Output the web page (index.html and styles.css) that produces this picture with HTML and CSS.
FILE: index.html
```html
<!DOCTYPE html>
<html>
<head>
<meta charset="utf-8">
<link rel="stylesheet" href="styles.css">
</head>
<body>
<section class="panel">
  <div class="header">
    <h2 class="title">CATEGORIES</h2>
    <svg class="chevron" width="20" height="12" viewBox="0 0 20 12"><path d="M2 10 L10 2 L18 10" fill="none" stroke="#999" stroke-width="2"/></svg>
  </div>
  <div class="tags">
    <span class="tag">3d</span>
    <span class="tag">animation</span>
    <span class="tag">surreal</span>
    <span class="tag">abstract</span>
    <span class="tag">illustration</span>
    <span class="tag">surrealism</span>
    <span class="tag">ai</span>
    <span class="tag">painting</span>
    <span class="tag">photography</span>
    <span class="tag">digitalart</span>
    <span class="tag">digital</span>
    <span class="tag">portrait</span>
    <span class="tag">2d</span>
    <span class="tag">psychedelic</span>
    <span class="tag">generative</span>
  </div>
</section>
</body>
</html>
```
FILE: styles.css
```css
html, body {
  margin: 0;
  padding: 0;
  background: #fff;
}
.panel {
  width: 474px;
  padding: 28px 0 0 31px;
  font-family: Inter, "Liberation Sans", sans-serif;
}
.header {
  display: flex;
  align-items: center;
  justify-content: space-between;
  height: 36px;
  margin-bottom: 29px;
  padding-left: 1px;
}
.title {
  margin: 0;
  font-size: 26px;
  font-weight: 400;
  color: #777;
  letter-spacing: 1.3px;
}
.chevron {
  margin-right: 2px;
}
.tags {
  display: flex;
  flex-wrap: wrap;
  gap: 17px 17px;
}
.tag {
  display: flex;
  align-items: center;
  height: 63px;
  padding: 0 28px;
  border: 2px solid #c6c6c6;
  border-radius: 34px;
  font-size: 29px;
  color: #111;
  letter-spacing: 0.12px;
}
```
*-*-*
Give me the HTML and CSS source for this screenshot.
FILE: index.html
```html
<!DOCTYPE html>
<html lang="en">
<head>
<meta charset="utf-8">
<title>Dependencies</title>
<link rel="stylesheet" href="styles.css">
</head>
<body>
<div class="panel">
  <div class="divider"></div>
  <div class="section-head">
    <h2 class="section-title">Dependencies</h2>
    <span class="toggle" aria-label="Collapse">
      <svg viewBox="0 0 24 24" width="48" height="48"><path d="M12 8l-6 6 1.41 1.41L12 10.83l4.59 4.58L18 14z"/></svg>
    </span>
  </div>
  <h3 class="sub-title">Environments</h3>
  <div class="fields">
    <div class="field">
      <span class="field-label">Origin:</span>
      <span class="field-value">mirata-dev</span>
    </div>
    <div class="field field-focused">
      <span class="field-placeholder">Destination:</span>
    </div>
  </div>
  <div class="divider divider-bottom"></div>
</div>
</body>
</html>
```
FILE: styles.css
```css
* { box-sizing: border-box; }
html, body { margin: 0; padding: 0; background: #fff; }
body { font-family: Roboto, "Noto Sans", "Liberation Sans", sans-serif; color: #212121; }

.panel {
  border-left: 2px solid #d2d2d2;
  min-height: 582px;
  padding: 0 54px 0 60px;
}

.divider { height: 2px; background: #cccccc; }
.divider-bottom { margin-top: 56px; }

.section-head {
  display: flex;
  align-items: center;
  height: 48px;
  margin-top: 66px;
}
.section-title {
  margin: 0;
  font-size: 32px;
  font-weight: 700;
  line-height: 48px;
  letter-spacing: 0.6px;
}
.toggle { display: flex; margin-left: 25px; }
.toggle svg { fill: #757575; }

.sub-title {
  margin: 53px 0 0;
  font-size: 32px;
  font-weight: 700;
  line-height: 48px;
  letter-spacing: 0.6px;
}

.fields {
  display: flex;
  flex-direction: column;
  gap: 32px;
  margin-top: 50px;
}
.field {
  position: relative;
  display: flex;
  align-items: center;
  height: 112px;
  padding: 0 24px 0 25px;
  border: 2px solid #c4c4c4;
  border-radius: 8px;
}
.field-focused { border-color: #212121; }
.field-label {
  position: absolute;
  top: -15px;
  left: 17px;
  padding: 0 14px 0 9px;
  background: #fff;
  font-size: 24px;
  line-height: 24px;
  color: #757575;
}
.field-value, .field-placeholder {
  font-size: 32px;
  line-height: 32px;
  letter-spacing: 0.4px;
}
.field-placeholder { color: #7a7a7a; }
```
*-*-*
» DIRECTIONS
Each line above that includes "this" should be shown.

» RIGHT ANSWER
Output the web page (index.html and styles.css) that produces this picture with HTML and CSS.
Give me the HTML and CSS source for this screenshot.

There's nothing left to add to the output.